Until now, says Blay, the people who have been working in the trenches for years have been largely overlooked. "The high-profile people are getting a voice, but the nature of family violence work is that it’s quiet, it’s done behind closed doors. That's where the expertise lives. You don’t know what it looks like, and you don’t know who does it, really."
Indeed, says Gassner, even the government hasn’t known the size of the sector. While governments around Australia originally provided us with a list of about 350 stakeholders to reach out to (organizations, individuals, academics), the team was able to double it in part by locating just such hidden expertise.
If Australia is to make progress on violence against women, national leadership, across the country’s divergent state and territory governments, is critical. Yet as it stands, says Blay, “The difference in thinking and responses even between Melbourne and Sydney is enormous." With an agreed-upon set of outcome standards now in place, the commonwealth, state, and territory governments can, together, fund a more unified and therefore potentially effective effort.

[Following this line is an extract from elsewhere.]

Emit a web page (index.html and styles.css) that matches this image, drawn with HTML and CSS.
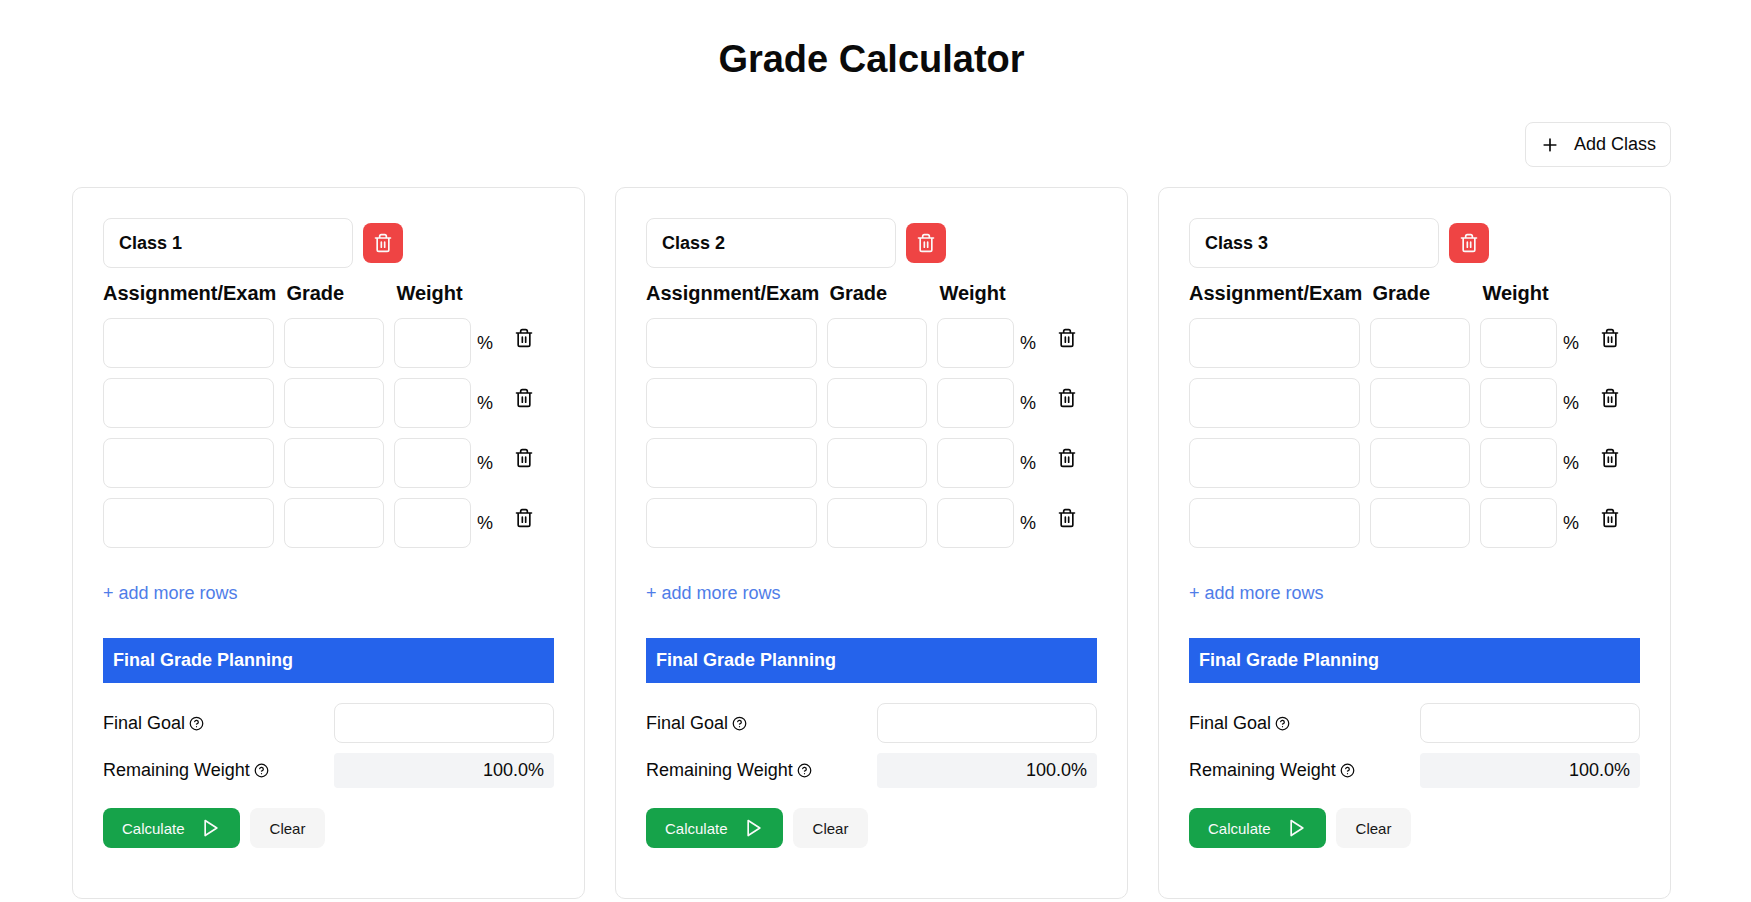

Another significant result of the workshops is the beginnings of a deeper, more productive conversation about prevention and men. Says Blay, "The process helped expose that there's a lot more work to be done to get consistent responses that are ethical and safe, and not just about legal interventions.”
The consultation work also revealed that the outcome standards need the additional structure and direction of more research. And in fact, even as the process was unfolding, the commonwealth government was setting up a new national research centre dedicated to exploring what works with perpetrators.
Meanwhile, the government has asked Reos Partners to do a second national consultation, on the logical next step: performance indicators for the new outcome standards. We look forward to being a part of Australia’s groundbreaking efforts, and to applying what we’ve learned here about tackling this deeply entrenched global issue to a new gender-based violence project in South Africa—and beyond.